→ **DATASET SECTION**:
>> Start

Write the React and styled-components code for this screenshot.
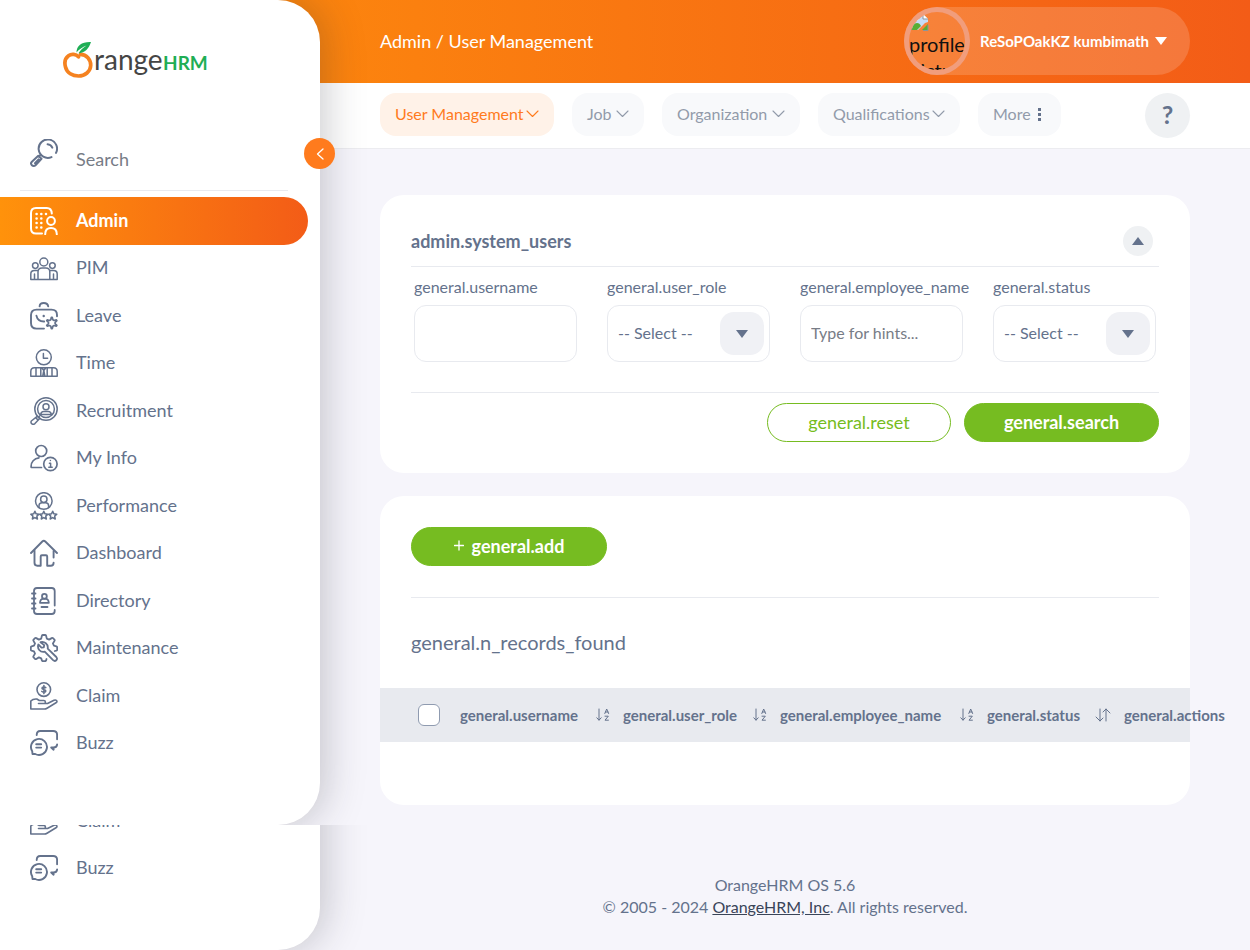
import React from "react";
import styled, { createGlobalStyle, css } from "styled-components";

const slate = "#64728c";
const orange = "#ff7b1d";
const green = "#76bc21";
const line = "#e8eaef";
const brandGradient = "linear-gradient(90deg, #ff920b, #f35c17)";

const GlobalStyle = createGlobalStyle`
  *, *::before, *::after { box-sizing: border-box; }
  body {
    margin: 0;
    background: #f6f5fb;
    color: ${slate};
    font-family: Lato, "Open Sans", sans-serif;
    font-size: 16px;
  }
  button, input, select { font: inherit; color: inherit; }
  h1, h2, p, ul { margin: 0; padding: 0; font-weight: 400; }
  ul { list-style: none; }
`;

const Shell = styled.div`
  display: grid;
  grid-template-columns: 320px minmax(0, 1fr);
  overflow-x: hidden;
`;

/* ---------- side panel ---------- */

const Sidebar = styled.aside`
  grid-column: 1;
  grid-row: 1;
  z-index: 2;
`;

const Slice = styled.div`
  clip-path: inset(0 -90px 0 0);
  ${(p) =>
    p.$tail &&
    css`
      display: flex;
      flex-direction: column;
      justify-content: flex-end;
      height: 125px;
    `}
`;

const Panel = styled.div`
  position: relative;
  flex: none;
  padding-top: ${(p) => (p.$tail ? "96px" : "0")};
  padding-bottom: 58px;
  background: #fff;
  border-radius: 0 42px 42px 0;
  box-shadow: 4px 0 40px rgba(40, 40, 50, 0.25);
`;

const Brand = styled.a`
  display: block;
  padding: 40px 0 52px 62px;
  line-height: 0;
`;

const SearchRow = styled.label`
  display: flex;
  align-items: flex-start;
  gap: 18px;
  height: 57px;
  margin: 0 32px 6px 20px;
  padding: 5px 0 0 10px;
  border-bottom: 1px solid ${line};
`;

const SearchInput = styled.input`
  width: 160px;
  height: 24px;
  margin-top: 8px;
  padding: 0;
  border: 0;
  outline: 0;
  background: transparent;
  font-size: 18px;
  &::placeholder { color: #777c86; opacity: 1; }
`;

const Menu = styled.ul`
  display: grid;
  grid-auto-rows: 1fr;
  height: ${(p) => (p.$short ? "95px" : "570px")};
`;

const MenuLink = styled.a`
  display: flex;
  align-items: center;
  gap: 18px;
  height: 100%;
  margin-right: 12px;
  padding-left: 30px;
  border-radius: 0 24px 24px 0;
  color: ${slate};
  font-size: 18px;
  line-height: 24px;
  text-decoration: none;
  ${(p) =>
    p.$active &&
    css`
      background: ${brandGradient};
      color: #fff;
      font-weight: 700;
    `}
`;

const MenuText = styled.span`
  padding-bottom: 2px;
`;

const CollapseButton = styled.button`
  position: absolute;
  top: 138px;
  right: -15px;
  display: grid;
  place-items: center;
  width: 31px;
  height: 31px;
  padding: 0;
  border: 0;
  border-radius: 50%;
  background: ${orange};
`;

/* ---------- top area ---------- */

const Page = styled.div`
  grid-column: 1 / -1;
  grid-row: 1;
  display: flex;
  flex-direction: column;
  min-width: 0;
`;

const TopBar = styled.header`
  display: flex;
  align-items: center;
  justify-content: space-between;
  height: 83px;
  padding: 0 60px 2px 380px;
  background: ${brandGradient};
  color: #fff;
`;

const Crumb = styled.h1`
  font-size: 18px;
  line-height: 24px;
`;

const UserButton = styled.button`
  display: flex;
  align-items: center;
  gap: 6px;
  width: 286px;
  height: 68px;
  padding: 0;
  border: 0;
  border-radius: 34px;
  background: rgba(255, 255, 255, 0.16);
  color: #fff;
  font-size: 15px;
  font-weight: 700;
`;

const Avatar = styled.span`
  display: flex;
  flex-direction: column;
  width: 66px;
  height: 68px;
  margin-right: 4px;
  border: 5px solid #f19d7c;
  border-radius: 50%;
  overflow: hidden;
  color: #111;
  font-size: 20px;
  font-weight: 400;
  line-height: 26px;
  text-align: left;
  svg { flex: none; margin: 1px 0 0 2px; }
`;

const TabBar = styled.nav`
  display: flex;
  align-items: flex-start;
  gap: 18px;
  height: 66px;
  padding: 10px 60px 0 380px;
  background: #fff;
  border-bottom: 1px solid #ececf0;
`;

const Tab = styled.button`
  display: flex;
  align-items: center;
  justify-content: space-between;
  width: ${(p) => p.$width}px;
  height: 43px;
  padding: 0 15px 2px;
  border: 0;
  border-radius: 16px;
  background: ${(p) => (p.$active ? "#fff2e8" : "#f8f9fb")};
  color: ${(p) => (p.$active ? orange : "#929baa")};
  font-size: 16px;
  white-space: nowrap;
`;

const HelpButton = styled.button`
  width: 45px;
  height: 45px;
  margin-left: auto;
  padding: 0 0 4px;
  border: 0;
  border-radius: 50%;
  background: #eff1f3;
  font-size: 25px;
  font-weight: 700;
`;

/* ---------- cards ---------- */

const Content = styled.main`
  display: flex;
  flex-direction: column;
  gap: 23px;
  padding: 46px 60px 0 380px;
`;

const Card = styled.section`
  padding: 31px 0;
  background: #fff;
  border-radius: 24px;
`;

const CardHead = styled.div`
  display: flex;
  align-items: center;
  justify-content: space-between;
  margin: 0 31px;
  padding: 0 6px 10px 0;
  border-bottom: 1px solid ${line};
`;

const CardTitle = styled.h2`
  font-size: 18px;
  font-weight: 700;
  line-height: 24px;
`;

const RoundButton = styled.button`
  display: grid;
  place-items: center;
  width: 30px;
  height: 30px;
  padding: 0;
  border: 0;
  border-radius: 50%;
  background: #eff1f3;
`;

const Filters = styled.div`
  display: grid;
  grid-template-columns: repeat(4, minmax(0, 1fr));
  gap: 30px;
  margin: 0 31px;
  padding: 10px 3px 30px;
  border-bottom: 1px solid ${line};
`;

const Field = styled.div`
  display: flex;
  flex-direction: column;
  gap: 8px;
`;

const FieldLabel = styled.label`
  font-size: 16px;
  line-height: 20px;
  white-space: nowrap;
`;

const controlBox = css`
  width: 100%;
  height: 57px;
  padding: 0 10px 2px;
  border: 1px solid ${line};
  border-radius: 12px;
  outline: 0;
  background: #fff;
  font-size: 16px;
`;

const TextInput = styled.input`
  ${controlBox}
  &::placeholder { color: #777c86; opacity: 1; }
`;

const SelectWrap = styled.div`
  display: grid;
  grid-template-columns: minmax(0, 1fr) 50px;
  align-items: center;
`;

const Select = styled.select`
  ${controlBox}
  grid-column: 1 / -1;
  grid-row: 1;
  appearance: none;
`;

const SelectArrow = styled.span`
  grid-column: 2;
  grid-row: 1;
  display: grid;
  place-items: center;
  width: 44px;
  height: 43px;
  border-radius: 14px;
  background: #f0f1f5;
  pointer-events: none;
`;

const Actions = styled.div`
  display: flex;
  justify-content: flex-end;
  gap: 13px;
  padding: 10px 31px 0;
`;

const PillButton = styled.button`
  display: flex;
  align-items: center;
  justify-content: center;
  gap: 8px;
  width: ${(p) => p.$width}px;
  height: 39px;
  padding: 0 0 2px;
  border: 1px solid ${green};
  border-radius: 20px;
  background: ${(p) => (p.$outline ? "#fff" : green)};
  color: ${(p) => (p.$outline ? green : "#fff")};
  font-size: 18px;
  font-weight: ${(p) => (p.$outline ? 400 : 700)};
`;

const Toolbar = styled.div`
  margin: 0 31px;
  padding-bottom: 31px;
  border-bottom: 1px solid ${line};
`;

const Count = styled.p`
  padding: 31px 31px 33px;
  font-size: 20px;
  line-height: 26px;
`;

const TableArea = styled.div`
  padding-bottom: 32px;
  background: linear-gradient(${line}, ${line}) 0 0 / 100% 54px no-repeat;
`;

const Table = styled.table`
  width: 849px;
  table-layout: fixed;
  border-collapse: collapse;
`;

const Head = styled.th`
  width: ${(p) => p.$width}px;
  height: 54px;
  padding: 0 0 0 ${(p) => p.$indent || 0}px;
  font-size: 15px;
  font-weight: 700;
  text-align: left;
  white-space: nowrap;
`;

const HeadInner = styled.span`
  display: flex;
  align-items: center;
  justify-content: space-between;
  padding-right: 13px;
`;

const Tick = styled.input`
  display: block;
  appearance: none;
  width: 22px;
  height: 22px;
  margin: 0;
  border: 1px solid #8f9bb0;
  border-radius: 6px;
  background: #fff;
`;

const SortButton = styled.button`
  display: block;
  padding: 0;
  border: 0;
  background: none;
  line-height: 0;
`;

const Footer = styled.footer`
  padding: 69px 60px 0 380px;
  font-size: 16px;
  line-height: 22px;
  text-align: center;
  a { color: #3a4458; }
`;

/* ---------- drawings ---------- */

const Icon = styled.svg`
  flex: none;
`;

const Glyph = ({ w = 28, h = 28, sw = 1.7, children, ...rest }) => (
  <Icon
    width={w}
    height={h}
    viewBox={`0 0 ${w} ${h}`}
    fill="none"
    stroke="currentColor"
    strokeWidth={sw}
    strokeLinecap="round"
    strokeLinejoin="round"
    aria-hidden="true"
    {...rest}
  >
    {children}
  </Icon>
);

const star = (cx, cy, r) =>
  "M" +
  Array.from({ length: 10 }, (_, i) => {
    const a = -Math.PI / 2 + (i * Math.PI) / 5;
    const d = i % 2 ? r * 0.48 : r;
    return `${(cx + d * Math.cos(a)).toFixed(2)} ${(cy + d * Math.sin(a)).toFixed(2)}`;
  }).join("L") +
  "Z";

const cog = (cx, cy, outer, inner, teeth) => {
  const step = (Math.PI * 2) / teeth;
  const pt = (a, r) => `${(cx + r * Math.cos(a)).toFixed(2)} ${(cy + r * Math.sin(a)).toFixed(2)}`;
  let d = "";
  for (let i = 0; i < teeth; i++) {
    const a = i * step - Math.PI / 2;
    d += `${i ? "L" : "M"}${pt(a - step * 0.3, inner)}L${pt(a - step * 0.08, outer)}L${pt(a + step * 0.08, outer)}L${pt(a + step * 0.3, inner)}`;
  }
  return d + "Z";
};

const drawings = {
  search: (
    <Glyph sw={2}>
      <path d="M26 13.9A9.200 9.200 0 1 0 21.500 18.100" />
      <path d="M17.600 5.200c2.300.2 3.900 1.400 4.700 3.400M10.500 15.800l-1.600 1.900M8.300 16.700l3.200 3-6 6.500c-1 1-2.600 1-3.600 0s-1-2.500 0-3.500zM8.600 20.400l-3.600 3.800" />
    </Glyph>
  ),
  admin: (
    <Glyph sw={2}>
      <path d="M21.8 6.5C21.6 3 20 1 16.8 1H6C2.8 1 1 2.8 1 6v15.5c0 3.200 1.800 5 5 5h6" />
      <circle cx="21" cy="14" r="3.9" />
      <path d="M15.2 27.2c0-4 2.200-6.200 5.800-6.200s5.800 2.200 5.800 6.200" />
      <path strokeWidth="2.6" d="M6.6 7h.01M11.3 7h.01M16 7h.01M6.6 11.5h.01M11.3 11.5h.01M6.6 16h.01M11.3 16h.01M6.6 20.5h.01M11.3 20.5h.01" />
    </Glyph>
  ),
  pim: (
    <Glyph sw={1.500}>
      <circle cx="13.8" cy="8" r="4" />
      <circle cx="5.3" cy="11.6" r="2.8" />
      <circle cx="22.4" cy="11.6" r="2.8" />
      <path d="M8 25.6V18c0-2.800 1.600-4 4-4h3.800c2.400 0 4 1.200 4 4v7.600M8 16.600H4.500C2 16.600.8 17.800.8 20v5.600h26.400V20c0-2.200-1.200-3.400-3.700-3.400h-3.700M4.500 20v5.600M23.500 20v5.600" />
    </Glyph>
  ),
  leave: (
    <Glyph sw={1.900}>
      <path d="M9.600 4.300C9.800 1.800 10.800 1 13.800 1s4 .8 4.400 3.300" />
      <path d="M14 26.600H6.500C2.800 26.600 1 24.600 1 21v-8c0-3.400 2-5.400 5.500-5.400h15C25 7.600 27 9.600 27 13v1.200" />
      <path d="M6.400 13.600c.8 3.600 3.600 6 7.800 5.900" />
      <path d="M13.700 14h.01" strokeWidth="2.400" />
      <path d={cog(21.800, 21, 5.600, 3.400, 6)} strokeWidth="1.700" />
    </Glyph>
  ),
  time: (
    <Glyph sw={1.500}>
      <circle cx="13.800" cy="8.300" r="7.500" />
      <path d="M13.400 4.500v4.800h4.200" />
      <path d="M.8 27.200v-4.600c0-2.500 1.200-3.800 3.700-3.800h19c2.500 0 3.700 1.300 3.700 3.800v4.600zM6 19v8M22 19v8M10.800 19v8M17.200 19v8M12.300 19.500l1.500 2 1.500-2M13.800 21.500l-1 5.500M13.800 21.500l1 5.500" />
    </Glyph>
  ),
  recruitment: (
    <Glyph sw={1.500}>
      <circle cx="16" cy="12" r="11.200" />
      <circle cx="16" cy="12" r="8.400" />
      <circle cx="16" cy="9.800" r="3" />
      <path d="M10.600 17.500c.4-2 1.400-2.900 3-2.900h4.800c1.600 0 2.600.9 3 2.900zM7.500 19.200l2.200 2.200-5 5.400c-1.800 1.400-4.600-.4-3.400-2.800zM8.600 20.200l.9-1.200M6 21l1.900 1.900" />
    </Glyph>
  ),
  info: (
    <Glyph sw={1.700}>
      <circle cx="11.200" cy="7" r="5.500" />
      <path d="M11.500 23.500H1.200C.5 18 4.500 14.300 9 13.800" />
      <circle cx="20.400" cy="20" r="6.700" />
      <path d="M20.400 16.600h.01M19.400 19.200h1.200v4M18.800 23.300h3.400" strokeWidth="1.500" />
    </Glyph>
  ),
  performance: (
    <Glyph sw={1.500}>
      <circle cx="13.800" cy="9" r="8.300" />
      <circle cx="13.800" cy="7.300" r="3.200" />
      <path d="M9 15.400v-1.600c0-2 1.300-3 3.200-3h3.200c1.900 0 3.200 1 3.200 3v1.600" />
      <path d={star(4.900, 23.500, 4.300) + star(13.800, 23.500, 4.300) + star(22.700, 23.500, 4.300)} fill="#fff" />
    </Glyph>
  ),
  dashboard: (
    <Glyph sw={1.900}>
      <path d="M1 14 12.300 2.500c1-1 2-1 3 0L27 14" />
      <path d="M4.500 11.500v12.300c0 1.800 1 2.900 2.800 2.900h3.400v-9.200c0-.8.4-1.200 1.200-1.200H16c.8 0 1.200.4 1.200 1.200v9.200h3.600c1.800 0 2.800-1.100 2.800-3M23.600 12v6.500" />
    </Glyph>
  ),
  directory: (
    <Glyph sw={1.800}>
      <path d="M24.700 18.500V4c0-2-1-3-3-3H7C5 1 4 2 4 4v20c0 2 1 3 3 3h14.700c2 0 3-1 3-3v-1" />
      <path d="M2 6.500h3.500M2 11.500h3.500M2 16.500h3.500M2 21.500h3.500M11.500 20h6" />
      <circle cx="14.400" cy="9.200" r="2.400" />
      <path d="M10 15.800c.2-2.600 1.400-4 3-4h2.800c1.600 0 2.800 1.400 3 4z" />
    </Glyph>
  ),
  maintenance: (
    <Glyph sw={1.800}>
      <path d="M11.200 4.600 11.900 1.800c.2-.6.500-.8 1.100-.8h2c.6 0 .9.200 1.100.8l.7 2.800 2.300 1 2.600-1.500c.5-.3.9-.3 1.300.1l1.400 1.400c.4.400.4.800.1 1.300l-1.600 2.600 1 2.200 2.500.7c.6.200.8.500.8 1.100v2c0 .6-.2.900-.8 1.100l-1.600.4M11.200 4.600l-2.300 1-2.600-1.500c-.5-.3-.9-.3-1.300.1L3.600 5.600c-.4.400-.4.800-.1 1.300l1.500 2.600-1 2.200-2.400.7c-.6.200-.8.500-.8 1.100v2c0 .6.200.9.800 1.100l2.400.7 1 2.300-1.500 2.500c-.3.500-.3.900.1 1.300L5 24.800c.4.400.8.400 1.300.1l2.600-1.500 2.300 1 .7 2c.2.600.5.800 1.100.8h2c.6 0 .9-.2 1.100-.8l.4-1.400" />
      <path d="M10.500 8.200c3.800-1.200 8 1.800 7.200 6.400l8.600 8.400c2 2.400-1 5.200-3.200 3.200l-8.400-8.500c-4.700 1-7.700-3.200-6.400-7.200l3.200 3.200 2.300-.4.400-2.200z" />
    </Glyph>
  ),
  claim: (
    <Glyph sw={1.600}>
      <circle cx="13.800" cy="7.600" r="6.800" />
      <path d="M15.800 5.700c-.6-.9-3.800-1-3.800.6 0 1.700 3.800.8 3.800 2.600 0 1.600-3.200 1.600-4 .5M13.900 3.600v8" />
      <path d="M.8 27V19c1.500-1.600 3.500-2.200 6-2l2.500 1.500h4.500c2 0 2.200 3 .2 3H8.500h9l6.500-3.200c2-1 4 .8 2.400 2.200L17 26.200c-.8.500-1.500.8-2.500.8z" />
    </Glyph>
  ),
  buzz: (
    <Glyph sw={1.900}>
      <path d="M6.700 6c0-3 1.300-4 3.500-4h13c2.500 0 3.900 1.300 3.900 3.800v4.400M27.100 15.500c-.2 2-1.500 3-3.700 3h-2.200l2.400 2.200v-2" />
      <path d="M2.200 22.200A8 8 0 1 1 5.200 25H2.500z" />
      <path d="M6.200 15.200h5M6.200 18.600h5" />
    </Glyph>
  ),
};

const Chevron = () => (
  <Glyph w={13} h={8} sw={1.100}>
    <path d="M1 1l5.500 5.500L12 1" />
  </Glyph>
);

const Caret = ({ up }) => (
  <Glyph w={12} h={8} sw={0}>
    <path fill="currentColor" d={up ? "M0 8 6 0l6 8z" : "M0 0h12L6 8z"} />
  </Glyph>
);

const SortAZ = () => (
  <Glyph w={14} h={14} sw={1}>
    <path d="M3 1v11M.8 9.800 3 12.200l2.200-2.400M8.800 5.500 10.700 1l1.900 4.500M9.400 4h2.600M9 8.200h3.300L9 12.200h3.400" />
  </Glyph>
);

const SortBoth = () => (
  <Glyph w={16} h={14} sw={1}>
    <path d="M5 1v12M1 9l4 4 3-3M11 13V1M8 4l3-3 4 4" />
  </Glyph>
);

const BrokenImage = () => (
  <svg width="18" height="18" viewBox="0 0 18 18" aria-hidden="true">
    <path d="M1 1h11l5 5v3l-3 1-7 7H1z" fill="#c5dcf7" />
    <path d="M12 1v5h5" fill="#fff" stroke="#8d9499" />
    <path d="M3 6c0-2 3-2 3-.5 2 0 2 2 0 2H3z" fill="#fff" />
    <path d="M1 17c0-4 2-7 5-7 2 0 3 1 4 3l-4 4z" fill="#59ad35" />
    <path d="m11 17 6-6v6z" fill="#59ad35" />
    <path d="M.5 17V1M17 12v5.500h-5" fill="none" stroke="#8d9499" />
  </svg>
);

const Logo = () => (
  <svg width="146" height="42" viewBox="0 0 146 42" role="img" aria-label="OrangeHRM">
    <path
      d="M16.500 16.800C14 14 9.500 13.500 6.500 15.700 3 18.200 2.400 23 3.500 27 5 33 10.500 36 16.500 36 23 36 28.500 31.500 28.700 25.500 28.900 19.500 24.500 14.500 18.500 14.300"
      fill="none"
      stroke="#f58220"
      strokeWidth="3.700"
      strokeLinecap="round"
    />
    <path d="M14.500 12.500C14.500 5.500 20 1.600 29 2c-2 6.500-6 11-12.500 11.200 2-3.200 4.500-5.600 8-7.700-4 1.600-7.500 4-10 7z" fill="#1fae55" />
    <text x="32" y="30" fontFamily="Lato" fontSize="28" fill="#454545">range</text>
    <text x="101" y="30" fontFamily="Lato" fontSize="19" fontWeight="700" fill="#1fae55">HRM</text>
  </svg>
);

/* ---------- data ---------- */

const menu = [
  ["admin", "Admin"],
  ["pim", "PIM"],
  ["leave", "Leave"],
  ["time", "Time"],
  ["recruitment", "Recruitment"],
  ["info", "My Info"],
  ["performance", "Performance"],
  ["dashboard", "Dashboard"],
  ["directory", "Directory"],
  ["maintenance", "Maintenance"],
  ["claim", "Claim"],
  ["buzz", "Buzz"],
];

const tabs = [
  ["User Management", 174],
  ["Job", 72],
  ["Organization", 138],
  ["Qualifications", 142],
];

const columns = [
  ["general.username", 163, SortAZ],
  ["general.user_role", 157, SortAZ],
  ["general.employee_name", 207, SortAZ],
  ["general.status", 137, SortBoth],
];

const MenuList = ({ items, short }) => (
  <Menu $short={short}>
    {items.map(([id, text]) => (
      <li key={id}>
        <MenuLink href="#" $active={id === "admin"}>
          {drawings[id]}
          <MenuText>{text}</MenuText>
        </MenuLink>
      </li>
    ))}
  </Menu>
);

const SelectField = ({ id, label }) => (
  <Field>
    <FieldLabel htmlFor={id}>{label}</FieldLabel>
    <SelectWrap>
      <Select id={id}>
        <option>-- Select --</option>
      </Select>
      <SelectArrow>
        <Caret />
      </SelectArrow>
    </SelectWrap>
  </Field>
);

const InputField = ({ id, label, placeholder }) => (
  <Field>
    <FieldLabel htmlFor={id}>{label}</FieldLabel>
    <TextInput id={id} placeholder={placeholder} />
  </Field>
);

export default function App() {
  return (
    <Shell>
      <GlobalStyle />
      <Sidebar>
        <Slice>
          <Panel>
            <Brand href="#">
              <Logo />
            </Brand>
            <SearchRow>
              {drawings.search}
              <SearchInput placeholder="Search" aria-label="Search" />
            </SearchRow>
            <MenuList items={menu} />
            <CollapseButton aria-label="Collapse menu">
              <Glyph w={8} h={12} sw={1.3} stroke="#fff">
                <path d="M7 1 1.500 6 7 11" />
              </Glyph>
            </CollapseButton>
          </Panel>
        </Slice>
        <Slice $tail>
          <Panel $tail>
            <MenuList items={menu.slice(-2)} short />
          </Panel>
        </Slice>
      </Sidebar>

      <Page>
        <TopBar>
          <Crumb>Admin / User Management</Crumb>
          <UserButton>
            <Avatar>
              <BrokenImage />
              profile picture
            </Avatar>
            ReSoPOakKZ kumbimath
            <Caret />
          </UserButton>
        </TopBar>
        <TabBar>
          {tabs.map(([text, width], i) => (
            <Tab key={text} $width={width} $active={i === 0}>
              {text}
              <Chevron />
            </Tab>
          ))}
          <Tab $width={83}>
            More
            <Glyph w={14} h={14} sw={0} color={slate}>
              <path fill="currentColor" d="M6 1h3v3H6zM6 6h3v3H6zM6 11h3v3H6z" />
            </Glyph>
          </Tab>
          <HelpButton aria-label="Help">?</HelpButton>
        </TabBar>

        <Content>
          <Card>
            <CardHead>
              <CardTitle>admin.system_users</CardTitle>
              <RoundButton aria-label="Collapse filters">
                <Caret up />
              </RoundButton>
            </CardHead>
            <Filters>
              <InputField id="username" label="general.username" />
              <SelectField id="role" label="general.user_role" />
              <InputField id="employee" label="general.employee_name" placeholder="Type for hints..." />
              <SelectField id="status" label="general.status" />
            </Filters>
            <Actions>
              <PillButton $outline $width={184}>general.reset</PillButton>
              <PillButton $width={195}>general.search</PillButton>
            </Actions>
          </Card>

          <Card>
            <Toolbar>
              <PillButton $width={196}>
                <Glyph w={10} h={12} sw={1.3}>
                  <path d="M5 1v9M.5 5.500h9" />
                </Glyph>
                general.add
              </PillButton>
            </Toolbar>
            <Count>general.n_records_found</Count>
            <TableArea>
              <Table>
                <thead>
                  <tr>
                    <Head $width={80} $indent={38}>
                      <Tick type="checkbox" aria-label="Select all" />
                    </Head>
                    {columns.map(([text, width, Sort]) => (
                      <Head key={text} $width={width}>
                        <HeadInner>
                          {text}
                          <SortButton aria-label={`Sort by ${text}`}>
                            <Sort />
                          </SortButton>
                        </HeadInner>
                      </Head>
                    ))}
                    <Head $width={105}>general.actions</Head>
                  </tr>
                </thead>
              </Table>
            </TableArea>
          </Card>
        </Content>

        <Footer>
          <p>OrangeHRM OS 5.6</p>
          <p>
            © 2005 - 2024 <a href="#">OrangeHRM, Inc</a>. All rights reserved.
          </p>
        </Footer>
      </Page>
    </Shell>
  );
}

>> End

→ **PROBLEM DESCRIPTION**: Repeat, with no pictures, each line from the beginning of the data through the line containing "panel ---------- */", inclusive.

→ **RESPONSE FOR THIS EXERCISE**:
Write the React and styled-components code for this screenshot.
import React from "react";
import styled, { createGlobalStyle, css } from "styled-components";

const slate = "#64728c";
const orange = "#ff7b1d";
const green = "#76bc21";
const line = "#e8eaef";
const brandGradient = "linear-gradient(90deg, #ff920b, #f35c17)";

const GlobalStyle = createGlobalStyle`
  *, *::before, *::after { box-sizing: border-box; }
  body {
    margin: 0;
    background: #f6f5fb;
    color: ${slate};
    font-family: Lato, "Open Sans", sans-serif;
    font-size: 16px;
  }
  button, input, select { font: inherit; color: inherit; }
  h1, h2, p, ul { margin: 0; padding: 0; font-weight: 400; }
  ul { list-style: none; }
`;

const Shell = styled.div`
  display: grid;
  grid-template-columns: 320px minmax(0, 1fr);
  overflow-x: hidden;
`;

/* ---------- side panel ---------- */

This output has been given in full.